EXERCISE.
Give the total number of lines with the word "this" in them, and no other words.

PROVIDED INFORMATION.
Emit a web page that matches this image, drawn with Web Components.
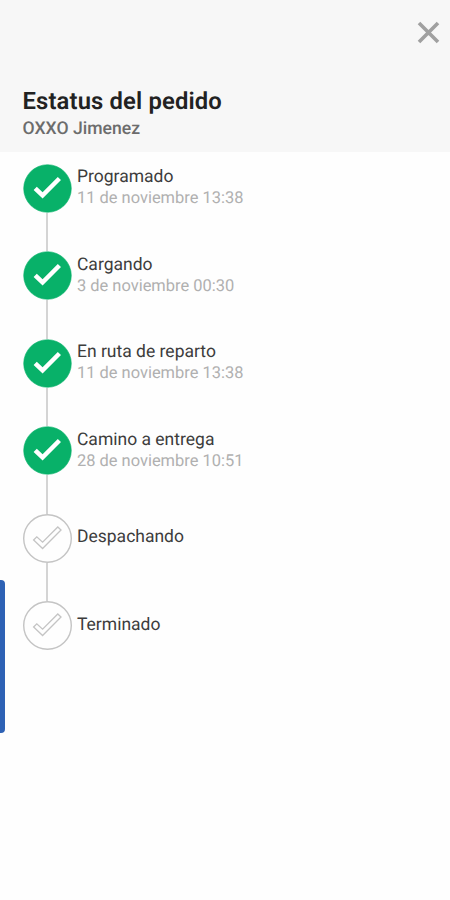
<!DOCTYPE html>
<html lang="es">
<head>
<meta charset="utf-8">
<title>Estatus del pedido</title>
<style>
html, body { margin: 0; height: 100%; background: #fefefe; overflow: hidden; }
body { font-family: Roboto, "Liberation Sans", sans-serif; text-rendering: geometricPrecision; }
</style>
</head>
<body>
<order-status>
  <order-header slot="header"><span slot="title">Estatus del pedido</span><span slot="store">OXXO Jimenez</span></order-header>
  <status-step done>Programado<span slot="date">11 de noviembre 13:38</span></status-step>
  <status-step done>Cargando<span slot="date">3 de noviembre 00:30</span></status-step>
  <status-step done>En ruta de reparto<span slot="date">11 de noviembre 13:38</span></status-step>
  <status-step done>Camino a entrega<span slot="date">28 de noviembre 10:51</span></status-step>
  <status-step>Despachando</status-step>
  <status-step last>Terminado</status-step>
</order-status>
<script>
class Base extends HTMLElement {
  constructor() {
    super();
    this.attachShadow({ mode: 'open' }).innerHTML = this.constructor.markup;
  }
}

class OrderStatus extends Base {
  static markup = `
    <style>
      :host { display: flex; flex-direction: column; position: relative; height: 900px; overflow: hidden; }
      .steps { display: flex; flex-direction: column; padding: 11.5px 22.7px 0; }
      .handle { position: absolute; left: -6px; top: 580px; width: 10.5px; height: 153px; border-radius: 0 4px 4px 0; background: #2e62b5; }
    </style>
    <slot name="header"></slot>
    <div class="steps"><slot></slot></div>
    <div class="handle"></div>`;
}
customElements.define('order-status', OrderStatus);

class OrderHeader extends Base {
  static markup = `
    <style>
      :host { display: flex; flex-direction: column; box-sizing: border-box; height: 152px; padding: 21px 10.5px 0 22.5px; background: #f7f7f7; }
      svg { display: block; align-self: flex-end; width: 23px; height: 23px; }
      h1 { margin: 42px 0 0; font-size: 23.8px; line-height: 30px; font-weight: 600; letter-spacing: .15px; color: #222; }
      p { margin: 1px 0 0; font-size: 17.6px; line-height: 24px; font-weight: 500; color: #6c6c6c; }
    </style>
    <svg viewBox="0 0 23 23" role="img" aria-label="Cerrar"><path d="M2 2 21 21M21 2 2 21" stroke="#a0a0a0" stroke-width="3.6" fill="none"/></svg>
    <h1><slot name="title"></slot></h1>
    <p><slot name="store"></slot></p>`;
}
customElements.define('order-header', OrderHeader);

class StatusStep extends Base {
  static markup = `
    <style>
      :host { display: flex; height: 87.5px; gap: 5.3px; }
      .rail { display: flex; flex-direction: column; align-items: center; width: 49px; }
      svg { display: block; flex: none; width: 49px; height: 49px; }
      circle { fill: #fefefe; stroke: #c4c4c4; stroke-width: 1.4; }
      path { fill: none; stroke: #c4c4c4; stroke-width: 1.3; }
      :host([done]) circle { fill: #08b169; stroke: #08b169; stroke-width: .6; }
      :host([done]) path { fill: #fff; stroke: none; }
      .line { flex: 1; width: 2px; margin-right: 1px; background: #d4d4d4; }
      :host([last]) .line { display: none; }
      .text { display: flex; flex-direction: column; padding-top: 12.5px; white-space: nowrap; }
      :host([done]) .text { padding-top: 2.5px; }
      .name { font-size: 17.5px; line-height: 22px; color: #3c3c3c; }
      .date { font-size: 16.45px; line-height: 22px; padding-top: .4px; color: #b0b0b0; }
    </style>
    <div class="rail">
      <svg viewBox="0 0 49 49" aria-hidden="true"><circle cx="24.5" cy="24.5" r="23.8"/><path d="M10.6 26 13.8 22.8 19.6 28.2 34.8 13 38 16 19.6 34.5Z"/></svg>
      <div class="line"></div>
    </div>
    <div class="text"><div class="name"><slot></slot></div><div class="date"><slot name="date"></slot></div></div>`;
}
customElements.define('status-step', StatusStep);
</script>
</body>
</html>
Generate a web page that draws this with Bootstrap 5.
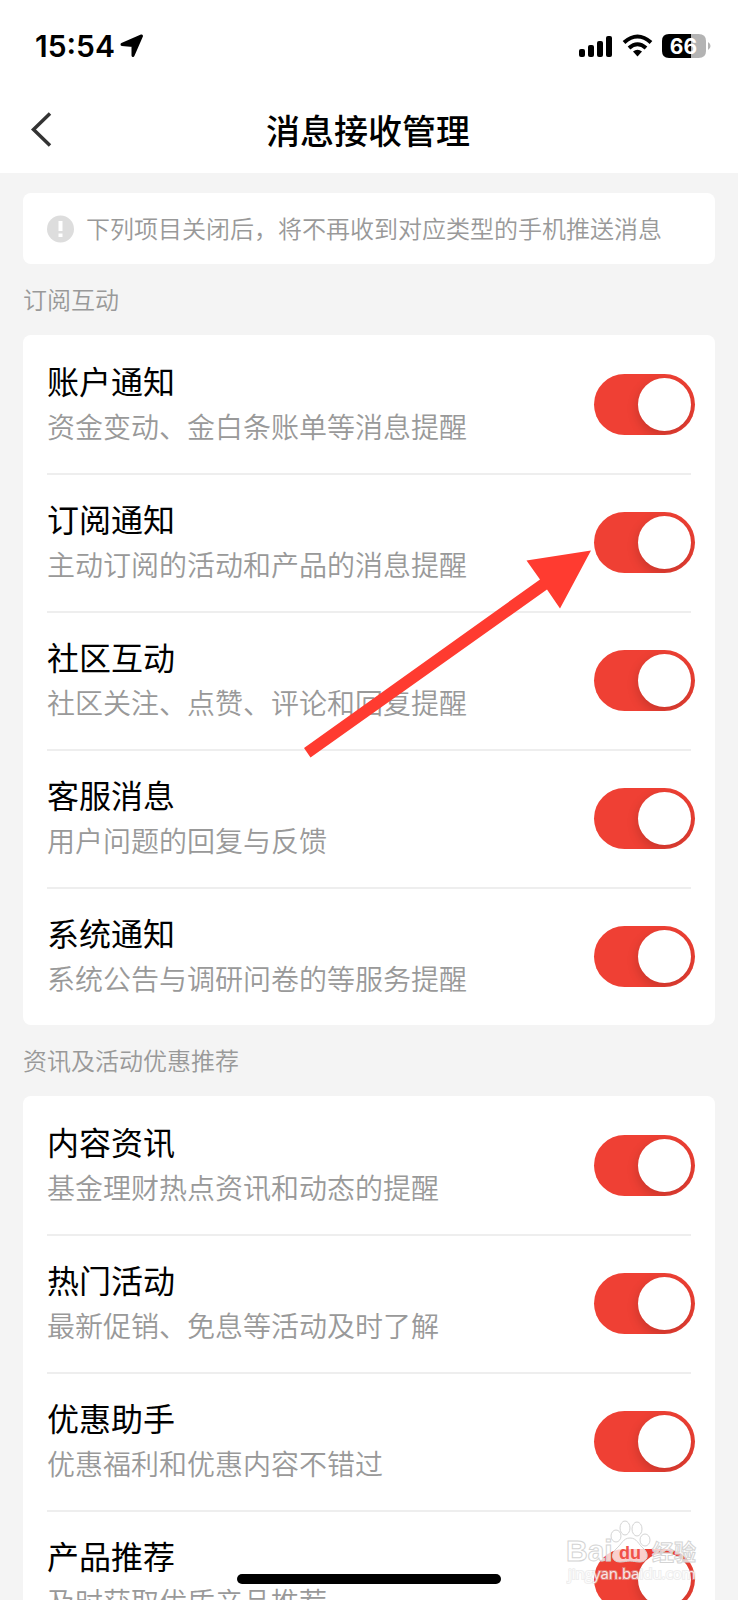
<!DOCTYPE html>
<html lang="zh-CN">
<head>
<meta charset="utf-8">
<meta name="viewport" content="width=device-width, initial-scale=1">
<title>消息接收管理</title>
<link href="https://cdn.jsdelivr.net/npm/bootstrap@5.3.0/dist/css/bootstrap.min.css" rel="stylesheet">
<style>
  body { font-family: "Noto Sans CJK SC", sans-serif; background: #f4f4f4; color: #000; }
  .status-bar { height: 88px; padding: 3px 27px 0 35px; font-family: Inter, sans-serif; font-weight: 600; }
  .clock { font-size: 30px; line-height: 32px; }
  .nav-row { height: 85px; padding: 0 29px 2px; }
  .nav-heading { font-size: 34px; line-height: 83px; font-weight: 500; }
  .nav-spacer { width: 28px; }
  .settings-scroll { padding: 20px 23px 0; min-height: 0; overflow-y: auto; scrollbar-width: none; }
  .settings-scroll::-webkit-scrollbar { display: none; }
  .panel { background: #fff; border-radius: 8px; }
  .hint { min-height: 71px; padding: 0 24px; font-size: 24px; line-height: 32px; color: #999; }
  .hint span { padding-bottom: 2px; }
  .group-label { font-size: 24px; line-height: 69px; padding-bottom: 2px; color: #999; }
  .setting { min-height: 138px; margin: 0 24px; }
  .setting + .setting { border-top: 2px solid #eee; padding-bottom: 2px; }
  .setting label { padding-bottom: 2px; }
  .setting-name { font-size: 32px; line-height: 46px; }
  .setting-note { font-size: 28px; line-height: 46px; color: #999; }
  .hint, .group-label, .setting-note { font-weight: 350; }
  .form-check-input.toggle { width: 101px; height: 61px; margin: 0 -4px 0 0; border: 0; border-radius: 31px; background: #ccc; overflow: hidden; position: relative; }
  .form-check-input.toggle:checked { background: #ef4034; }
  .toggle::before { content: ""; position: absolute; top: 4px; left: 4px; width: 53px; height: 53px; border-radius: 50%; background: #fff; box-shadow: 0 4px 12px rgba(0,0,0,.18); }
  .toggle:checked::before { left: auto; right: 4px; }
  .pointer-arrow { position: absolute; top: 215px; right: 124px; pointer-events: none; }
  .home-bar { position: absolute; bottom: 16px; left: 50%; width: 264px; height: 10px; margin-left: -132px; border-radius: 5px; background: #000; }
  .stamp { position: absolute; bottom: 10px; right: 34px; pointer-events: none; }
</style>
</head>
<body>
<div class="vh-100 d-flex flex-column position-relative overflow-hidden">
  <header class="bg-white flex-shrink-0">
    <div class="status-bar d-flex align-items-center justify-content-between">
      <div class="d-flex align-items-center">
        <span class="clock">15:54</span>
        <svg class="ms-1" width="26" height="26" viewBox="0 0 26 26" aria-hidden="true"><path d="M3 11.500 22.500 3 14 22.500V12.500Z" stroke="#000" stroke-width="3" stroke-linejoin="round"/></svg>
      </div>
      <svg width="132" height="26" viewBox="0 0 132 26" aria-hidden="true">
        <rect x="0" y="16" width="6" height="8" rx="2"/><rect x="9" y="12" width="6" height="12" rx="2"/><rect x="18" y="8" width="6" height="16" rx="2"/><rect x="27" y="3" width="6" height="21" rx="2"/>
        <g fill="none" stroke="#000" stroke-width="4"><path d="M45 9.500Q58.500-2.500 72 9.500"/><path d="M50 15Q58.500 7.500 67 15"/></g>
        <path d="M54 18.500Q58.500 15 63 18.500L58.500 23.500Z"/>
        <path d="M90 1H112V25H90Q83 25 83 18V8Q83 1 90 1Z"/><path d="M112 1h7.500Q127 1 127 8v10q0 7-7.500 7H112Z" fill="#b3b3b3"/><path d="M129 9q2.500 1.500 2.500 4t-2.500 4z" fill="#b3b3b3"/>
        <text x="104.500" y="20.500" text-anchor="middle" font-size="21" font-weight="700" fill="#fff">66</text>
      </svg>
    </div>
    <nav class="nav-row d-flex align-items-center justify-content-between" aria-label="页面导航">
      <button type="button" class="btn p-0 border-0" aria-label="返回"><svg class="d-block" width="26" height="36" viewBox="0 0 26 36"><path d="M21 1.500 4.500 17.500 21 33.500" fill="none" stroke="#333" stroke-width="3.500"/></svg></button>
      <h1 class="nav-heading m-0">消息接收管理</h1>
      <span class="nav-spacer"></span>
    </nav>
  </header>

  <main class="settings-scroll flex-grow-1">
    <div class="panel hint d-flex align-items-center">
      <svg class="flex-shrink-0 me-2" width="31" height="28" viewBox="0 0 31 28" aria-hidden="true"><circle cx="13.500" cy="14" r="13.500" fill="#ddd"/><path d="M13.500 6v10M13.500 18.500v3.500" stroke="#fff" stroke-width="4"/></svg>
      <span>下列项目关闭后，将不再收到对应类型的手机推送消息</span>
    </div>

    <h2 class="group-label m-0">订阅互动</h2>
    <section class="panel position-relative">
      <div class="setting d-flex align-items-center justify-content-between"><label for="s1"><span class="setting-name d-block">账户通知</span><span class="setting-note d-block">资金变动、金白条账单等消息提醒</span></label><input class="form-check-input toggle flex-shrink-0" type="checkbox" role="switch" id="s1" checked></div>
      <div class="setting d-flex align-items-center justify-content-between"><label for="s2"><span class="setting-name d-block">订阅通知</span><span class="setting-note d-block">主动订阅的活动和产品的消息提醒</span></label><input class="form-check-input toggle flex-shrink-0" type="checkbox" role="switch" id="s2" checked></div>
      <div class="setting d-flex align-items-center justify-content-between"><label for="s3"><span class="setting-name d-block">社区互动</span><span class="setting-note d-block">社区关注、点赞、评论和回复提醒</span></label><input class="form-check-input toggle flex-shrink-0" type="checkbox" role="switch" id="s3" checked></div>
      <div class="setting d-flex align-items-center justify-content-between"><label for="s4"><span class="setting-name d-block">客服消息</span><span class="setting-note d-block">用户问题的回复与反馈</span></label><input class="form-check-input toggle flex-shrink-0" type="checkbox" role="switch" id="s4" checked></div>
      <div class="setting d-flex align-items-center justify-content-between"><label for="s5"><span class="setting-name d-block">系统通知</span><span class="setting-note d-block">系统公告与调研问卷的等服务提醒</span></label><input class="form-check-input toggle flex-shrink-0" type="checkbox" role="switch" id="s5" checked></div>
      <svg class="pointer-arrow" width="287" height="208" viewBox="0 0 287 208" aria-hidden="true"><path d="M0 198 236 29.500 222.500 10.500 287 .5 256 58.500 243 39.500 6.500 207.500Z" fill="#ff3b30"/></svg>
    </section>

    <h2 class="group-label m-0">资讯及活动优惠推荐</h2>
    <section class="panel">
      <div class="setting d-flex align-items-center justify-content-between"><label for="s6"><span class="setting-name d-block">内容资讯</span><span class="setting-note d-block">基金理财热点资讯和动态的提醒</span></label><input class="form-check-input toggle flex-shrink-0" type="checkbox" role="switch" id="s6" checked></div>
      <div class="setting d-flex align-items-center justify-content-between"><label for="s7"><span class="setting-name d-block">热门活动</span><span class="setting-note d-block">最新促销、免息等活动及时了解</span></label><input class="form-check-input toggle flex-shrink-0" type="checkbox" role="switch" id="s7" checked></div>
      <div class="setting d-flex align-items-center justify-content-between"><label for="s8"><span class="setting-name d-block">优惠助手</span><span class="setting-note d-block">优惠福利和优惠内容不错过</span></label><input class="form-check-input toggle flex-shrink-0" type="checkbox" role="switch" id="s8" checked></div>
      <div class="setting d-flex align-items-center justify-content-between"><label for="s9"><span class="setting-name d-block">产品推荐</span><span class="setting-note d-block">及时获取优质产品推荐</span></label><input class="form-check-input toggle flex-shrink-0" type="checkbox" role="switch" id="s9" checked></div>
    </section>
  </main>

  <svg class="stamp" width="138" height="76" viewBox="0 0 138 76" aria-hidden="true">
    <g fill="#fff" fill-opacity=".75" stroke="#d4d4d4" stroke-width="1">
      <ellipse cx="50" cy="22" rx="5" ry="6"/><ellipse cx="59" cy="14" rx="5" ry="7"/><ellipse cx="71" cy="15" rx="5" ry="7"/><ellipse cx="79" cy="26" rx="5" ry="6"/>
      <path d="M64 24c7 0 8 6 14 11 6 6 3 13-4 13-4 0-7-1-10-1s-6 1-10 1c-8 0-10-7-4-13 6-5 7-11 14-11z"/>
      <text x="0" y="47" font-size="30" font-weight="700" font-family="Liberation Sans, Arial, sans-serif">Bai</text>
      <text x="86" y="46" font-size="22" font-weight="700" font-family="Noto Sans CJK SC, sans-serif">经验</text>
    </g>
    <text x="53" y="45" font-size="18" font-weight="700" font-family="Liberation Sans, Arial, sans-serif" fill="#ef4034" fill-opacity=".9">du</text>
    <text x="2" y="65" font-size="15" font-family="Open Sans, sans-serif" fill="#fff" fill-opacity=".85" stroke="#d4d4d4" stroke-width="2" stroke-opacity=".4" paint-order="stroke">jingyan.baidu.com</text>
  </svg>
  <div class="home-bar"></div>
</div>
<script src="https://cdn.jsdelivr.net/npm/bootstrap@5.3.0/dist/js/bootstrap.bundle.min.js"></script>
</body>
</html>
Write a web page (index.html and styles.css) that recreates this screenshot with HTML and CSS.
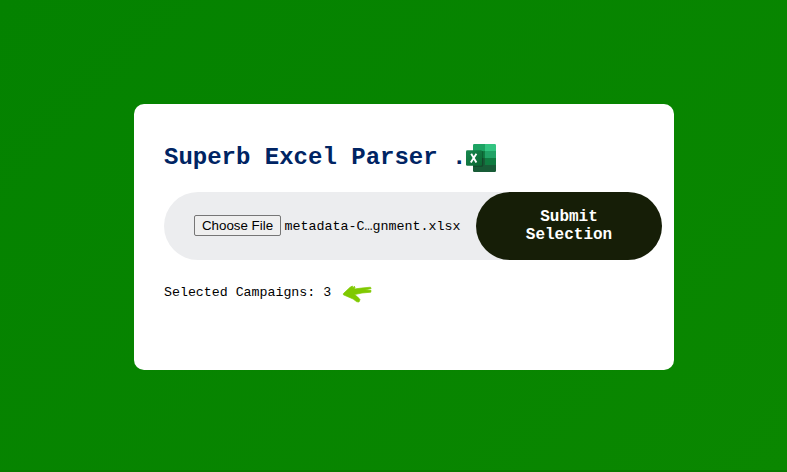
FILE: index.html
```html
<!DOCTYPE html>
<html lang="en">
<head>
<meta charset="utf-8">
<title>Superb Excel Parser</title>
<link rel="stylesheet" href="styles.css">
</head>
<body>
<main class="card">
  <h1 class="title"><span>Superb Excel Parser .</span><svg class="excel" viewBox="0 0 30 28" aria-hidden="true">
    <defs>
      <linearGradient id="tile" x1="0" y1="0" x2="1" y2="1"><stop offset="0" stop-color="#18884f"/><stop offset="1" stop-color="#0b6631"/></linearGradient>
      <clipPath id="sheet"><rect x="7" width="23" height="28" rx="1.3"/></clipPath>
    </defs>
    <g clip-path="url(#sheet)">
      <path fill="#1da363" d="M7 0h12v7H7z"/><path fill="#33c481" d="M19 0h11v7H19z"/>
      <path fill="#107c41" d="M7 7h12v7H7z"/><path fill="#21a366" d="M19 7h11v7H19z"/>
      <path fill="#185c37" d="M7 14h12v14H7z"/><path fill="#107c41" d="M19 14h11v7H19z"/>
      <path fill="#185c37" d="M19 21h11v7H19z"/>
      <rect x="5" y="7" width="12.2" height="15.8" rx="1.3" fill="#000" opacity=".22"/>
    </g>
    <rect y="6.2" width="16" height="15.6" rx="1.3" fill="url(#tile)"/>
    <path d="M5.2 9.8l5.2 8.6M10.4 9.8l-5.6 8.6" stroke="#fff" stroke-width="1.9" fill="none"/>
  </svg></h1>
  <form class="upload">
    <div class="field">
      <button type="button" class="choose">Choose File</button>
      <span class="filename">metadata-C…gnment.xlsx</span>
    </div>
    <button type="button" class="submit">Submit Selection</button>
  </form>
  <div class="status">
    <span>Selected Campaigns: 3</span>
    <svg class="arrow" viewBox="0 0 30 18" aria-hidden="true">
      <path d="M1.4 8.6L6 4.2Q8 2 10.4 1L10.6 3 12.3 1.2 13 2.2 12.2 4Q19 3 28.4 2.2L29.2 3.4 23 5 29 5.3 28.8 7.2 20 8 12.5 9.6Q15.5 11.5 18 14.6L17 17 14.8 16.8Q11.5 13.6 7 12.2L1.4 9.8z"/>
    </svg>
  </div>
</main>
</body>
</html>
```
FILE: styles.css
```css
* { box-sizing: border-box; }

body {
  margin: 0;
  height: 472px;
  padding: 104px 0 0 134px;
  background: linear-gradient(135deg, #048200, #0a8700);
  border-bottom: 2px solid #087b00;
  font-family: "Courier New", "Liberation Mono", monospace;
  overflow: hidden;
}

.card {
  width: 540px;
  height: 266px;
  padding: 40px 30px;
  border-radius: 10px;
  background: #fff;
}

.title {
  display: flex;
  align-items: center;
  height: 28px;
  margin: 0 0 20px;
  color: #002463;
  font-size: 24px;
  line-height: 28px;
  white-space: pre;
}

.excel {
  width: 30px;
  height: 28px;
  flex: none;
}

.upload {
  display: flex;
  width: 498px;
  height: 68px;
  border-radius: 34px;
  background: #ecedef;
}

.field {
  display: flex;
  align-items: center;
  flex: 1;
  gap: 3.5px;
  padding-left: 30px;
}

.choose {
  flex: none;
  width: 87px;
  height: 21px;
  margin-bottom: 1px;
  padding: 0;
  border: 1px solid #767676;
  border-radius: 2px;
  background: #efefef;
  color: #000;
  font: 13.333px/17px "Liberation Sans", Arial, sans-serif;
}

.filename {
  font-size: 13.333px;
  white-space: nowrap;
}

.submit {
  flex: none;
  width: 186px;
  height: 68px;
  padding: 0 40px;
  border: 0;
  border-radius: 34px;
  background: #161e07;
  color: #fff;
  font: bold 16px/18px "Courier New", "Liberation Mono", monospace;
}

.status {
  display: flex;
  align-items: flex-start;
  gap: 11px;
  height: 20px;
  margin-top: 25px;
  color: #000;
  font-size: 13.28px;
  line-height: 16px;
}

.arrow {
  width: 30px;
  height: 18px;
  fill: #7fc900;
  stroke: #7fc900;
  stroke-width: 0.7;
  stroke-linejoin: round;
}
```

WRITTEN ANSWER.
4